• SET TASK: Would you repeat the listing exactly but omit every picture?

• DATA SEGMENT:
----

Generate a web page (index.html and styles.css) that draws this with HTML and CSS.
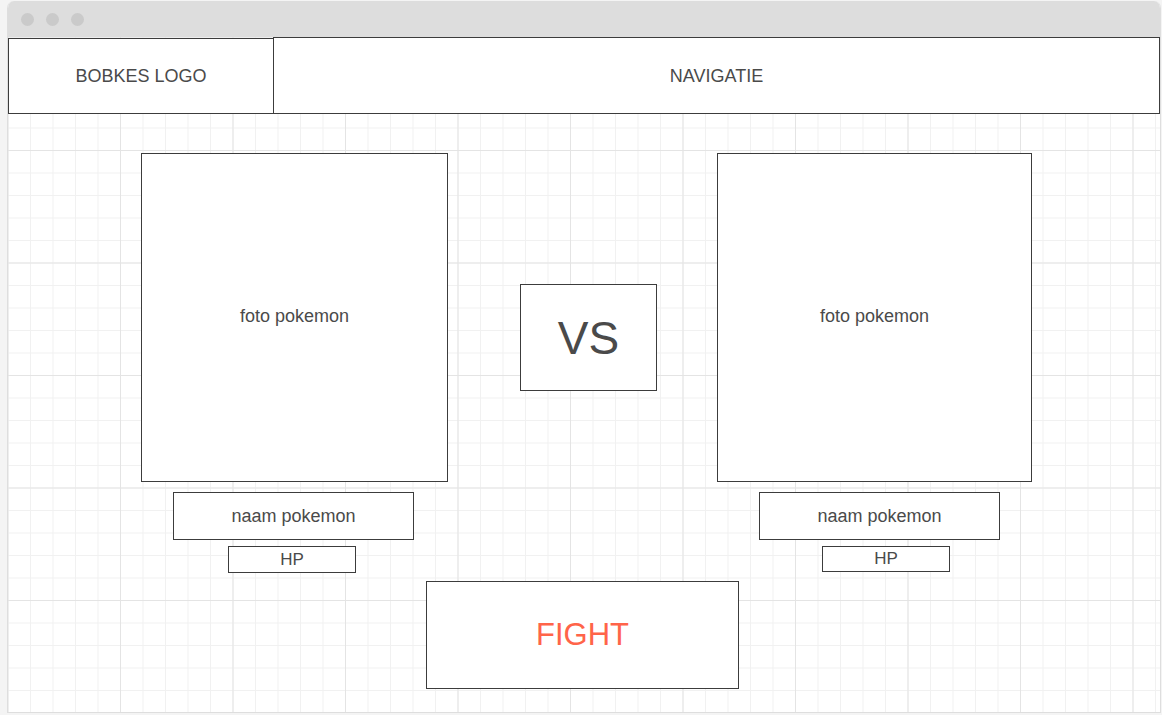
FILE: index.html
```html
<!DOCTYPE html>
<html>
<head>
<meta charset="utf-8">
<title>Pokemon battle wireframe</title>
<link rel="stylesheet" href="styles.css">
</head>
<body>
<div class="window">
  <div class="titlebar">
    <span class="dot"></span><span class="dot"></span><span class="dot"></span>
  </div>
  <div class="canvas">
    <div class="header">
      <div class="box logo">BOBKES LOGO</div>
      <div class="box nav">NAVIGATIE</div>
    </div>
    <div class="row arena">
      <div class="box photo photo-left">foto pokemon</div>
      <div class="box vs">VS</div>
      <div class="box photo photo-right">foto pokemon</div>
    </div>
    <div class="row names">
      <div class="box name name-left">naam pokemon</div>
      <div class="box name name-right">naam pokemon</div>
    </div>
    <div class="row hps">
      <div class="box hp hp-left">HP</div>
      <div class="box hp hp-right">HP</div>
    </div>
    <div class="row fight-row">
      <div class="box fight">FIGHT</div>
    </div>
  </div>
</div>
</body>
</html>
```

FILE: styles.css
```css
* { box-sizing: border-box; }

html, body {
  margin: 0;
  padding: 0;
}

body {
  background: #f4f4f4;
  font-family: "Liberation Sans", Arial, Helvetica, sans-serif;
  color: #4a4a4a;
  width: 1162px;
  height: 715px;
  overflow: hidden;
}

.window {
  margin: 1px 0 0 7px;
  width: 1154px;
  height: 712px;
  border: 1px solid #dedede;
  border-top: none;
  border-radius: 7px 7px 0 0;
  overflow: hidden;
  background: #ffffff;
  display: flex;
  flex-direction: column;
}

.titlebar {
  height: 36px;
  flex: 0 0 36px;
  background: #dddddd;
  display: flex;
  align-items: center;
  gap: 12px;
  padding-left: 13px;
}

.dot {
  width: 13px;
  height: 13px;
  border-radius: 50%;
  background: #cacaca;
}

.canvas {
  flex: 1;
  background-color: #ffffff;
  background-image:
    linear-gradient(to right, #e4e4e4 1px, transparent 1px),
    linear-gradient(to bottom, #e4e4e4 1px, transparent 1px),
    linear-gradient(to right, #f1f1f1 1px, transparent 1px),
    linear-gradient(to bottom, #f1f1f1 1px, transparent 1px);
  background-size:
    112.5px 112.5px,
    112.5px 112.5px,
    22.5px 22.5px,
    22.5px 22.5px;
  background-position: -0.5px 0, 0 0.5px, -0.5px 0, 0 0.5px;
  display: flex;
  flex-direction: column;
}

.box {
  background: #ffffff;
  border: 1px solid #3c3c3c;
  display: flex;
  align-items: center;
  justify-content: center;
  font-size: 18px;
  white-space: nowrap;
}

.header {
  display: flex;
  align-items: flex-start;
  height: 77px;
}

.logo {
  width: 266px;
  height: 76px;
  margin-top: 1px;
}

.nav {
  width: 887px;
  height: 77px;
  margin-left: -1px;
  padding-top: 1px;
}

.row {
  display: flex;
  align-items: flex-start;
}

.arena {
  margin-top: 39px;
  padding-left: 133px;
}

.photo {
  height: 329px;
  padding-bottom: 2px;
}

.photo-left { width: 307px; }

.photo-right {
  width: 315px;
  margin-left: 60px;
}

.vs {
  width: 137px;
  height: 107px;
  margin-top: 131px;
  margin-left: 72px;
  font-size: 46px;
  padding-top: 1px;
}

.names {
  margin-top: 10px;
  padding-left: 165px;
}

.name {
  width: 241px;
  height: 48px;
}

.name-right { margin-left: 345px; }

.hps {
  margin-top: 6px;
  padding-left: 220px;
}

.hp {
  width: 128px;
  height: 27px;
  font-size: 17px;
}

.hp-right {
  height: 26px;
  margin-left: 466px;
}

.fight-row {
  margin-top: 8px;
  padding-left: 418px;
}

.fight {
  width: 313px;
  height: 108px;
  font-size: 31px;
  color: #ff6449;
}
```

----

• CORRECT OUTPUT:
Generate a web page (index.html and styles.css) that draws this with HTML and CSS.
FILE: index.html
```html
<!DOCTYPE html>
<html>
<head>
<meta charset="utf-8">
<title>Pokemon battle wireframe</title>
<link rel="stylesheet" href="styles.css">
</head>
<body>
<div class="window">
  <div class="titlebar">
    <span class="dot"></span><span class="dot"></span><span class="dot"></span>
  </div>
  <div class="canvas">
    <div class="header">
      <div class="box logo">BOBKES LOGO</div>
      <div class="box nav">NAVIGATIE</div>
    </div>
    <div class="row arena">
      <div class="box photo photo-left">foto pokemon</div>
      <div class="box vs">VS</div>
      <div class="box photo photo-right">foto pokemon</div>
    </div>
    <div class="row names">
      <div class="box name name-left">naam pokemon</div>
      <div class="box name name-right">naam pokemon</div>
    </div>
    <div class="row hps">
      <div class="box hp hp-left">HP</div>
      <div class="box hp hp-right">HP</div>
    </div>
    <div class="row fight-row">
      <div class="box fight">FIGHT</div>
    </div>
  </div>
</div>
</body>
</html>
```

FILE: styles.css
```css
* { box-sizing: border-box; }

html, body {
  margin: 0;
  padding: 0;
}

body {
  background: #f4f4f4;
  font-family: "Liberation Sans", Arial, Helvetica, sans-serif;
  color: #4a4a4a;
  width: 1162px;
  height: 715px;
  overflow: hidden;
}

.window {
  margin: 1px 0 0 7px;
  width: 1154px;
  height: 712px;
  border: 1px solid #dedede;
  border-top: none;
  border-radius: 7px 7px 0 0;
  overflow: hidden;
  background: #ffffff;
  display: flex;
  flex-direction: column;
}

.titlebar {
  height: 36px;
  flex: 0 0 36px;
  background: #dddddd;
  display: flex;
  align-items: center;
  gap: 12px;
  padding-left: 13px;
}

.dot {
  width: 13px;
  height: 13px;
  border-radius: 50%;
  background: #cacaca;
}

.canvas {
  flex: 1;
  background-color: #ffffff;
  background-image:
    linear-gradient(to right, #e4e4e4 1px, transparent 1px),
    linear-gradient(to bottom, #e4e4e4 1px, transparent 1px),
    linear-gradient(to right, #f1f1f1 1px, transparent 1px),
    linear-gradient(to bottom, #f1f1f1 1px, transparent 1px);
  background-size:
    112.5px 112.5px,
    112.5px 112.5px,
    22.5px 22.5px,
    22.5px 22.5px;
  background-position: -0.5px 0, 0 0.5px, -0.5px 0, 0 0.5px;
  display: flex;
  flex-direction: column;
}

.box {
  background: #ffffff;
  border: 1px solid #3c3c3c;
  display: flex;
  align-items: center;
  justify-content: center;
  font-size: 18px;
  white-space: nowrap;
}

.header {
  display: flex;
  align-items: flex-start;
  height: 77px;
}

.logo {
  width: 266px;
  height: 76px;
  margin-top: 1px;
}

.nav {
  width: 887px;
  height: 77px;
  margin-left: -1px;
  padding-top: 1px;
}

.row {
  display: flex;
  align-items: flex-start;
}

.arena {
  margin-top: 39px;
  padding-left: 133px;
}

.photo {
  height: 329px;
  padding-bottom: 2px;
}

.photo-left { width: 307px; }

.photo-right {
  width: 315px;
  margin-left: 60px;
}

.vs {
  width: 137px;
  height: 107px;
  margin-top: 131px;
  margin-left: 72px;
  font-size: 46px;
  padding-top: 1px;
}

.names {
  margin-top: 10px;
  padding-left: 165px;
}

.name {
  width: 241px;
  height: 48px;
}

.name-right { margin-left: 345px; }

.hps {
  margin-top: 6px;
  padding-left: 220px;
}

.hp {
  width: 128px;
  height: 27px;
  font-size: 17px;
}

.hp-right {
  height: 26px;
  margin-left: 466px;
}

.fight-row {
  margin-top: 8px;
  padding-left: 418px;
}

.fight {
  width: 313px;
  height: 108px;
  font-size: 31px;
  color: #ff6449;
}
```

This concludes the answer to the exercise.